[Lines of data]

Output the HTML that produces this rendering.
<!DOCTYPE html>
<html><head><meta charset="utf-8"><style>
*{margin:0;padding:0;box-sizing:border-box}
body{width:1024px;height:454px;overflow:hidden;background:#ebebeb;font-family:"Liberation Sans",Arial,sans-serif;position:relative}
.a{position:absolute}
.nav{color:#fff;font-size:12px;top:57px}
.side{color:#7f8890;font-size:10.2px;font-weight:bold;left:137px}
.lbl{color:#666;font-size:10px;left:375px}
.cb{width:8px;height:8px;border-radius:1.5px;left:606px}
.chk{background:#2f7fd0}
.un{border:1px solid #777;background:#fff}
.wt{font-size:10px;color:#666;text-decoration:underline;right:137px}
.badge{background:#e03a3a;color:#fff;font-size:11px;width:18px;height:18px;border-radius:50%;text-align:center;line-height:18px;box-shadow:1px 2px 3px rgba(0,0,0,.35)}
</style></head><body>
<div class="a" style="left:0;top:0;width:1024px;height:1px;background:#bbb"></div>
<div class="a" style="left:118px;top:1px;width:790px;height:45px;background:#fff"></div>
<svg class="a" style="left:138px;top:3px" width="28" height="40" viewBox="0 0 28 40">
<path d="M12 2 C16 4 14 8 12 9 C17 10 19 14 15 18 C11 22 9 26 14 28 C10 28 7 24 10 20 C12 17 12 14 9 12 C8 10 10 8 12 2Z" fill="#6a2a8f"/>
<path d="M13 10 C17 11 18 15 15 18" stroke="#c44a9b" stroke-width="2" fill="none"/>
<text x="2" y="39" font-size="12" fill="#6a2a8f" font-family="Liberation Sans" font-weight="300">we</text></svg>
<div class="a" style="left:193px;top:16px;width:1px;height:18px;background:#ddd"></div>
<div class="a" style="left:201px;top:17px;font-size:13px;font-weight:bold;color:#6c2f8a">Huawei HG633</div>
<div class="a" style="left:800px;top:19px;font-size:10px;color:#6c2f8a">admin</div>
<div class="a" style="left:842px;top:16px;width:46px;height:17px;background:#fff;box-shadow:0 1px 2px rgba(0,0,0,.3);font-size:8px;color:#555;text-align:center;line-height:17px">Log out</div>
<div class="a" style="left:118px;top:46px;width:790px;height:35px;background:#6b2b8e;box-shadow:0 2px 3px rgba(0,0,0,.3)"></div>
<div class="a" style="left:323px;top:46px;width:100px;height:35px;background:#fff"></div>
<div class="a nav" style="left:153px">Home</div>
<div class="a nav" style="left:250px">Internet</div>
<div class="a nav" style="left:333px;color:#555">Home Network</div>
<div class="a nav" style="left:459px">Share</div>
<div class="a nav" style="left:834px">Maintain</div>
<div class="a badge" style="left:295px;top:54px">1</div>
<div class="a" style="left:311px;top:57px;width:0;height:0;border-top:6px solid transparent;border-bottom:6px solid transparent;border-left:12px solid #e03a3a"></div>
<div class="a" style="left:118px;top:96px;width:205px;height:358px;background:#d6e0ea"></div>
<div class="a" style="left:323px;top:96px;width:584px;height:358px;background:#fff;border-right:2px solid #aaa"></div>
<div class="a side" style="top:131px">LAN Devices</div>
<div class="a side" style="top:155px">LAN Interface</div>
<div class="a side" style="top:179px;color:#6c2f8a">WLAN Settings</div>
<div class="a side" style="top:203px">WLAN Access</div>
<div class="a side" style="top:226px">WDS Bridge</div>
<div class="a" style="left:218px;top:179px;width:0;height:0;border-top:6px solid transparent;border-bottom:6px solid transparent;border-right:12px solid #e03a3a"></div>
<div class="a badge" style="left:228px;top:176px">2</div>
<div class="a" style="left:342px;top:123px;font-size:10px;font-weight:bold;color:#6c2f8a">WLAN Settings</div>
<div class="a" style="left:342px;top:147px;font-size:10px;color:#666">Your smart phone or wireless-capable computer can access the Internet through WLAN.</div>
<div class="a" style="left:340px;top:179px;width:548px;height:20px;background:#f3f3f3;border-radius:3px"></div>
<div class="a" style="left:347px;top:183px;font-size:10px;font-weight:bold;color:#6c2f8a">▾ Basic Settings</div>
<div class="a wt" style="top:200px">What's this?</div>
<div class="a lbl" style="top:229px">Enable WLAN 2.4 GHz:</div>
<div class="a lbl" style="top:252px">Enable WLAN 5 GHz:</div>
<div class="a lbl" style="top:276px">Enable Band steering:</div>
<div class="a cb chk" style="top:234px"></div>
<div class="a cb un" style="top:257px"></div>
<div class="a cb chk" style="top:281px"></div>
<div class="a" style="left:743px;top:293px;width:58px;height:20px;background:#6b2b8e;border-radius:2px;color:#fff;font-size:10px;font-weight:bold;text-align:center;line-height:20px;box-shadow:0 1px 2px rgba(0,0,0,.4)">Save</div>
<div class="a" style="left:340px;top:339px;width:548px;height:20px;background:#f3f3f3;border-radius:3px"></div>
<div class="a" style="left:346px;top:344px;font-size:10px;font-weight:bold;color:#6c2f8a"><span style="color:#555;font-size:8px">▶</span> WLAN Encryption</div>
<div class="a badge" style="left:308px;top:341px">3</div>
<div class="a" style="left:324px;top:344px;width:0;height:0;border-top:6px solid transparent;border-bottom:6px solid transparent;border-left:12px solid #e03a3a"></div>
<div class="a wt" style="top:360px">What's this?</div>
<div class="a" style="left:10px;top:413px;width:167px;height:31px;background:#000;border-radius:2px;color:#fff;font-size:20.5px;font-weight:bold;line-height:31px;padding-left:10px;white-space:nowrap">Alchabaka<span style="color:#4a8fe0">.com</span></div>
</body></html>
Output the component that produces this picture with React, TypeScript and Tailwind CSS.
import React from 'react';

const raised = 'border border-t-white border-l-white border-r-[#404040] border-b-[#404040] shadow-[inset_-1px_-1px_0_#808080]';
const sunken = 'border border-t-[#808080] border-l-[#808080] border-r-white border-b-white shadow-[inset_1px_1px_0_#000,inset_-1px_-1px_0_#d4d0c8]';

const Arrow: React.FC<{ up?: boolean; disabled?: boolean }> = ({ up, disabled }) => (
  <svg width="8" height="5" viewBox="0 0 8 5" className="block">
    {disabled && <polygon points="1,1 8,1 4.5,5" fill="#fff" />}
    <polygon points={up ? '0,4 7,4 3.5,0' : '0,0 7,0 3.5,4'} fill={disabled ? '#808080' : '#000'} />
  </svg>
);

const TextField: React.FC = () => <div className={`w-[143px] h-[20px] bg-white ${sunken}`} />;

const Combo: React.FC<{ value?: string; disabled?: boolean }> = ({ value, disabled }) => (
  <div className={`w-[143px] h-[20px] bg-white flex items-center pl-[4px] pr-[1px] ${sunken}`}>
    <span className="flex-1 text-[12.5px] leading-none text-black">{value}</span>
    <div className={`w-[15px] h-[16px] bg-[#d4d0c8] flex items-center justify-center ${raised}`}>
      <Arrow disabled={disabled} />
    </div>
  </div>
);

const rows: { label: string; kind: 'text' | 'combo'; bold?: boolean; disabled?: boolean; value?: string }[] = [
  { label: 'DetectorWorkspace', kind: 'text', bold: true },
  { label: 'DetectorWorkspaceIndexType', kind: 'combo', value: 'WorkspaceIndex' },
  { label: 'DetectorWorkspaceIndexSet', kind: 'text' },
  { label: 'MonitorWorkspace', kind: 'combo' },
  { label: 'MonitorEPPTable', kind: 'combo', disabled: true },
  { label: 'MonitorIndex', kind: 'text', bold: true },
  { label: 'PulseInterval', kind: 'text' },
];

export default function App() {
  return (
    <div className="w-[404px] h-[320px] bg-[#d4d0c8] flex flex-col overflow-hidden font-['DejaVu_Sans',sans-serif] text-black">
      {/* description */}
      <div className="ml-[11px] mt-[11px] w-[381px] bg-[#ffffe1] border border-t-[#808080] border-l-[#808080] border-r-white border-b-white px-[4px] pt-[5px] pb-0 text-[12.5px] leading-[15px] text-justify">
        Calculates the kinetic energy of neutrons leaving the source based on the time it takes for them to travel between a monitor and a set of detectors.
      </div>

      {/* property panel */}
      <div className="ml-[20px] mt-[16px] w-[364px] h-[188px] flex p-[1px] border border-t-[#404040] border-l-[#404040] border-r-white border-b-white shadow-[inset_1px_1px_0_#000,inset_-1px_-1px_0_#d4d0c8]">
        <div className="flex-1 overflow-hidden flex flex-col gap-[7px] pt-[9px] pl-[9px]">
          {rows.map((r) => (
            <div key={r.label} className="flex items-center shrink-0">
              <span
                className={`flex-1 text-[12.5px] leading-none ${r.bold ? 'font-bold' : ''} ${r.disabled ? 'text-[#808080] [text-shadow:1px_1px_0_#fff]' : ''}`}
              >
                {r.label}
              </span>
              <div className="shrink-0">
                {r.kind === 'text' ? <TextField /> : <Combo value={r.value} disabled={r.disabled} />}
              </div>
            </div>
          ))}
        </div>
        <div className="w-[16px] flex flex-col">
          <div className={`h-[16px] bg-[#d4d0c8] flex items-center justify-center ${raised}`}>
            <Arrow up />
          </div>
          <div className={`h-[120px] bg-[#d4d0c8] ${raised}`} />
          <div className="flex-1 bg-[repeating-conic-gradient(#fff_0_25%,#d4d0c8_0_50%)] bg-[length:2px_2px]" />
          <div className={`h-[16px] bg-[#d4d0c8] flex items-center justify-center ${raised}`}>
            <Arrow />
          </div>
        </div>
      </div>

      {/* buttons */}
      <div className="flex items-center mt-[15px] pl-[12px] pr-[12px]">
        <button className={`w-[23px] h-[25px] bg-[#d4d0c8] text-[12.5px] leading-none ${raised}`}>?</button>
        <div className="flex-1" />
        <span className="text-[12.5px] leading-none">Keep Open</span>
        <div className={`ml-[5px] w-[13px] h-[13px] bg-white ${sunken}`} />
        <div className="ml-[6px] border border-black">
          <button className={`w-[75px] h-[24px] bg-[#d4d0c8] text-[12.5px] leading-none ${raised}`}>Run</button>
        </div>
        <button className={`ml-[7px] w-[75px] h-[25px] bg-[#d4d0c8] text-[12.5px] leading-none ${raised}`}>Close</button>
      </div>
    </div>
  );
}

▶ TASK GOAL
Only the number should be given: how many lines of the data contain the word "Output"?

▶ FINAL RESULT
2